The patient was started on methylprednisolone and intravenous immunoglobulin for 5 days. He subsequently developed worsening fatigue, jaundice and hypoxia. Haemoglobin remained low despite corticosteroid and intravenous immunoglobulin therapy. Eculizumab 900 mg was then started. Subsequent parvovirus IgG and IgM titres were elevated, suggesting concurrent aplastic crisis.
After initiation of eculizumab, the patient’s clinical status improved. He was subsequently discharged on a prednisone taper and haematology referral.
Acute transfusion reactions usually occur during or immediately after transfusion [8]. Symptoms may include chills, fever, hypotension, haemoglobinuria and renal failure. Complications like delayed hypersensitivity transfusion reactions with hyper-haemolysis occur 5–20 days after transfusion [9].
Hyper-haemolysis is a rare but often a fatal complication of sickle cell disease. It is characterized by severe anaemia with a post-transfusion decrease in haemoglobin [10]. Findings include destruction of donor and recipient packed red blood cells, low reticulocyte counts, and negative Coombs antibody assays [8]. Our patient developed aplastic anaemia from acute parvovirus infection, with hyper-haemolytic crisis from a delayed transfusion reaction.
Multiple mechanisms have been postulated as the cause of hyper-haemolysis including bystander red blood cell haemolysis via antibody formation against human leukocyte antigen protein and complement pathway, and macrophage-mediated destruction of red blood cells [8]. Bystander haemolysis is thought to be due to formation of antigens of non-red blood cells leading to complex formation with red blood cells, making sickle cells more vulnerable to complement-mediated destruction [8]. Macrophage-mediated hyper-haemolysis is thought to be due to macrophage interaction with vascular cell adhesion molecule-1 molecules on sickle reticulocytes [8].

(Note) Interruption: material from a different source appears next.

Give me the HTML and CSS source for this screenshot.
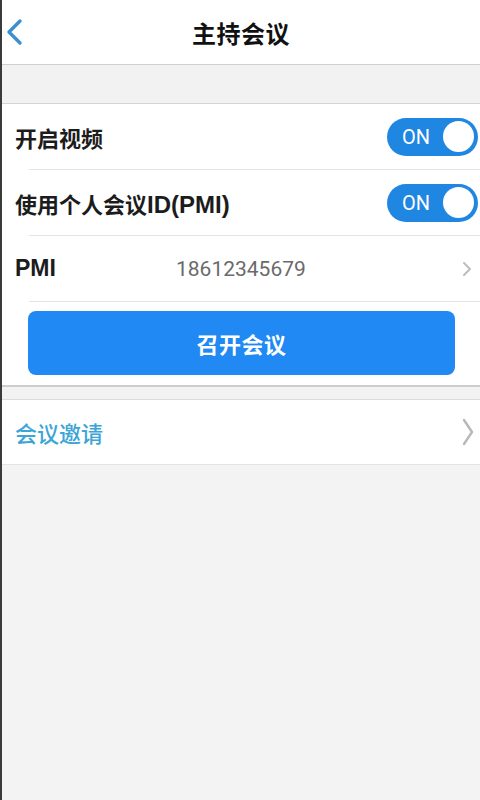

The management of hyper-haemolysis includes conservative transfusion strategies as additional transfusions may lead to worsening haemolysis [8]. Our patient was managed conservatively after transfusion with three units of packed red blood cell due to concern for additional haemolysis as well as due to lack of compatible packed red blood cell availability. Intravenous immunoglobulin therapy has been proposed to reduce haemolysis by accelerated clearance of endogenous pathogenic auto-antibodies and inhibition of components of the complement cascade [12]. Corticosteroids are also used to reduce autoimmune-mediated haemolysis [8]. Rituximab has also been used for the treatment of delayed transfusion reactions [12, 13].
Eculizumab has been used successfully to treat delayed hypersensitivity transfusion reaction. As a C5-convertase inhibitor, it inhibits the complement cascade. Treatment with two doses of eculizumab was used in three patients reported by Dumas et al. [14]. Boonyasampant et al. reported the first case treated with eculizumab [15]. Severe delayed hypersensitivity transfusion reaction was defined as acute chest syndrome with worsening hypoxia or acute pulmonary hypertension, stroke or end organ damage [16]. Our patient’s improvement after eculizumab suggests involvement of the complement pathway in this reaction. Establishment of a gold standard therapy in such a cohort requires further study into delayed hypersensitivity transfusion reaction and eculizumab.
Hyper-haemolysis is a rare and often fatal type of delayed hypersensitivity transfusion reaction in patients with sickle cell disease. Eculizumab may show promise as the treatment for delayed hypersensitivity transfusion reaction in these patients. Further research should be done regarding the use of this monoclonal antibody as a possible medication of choice in this rare disease process.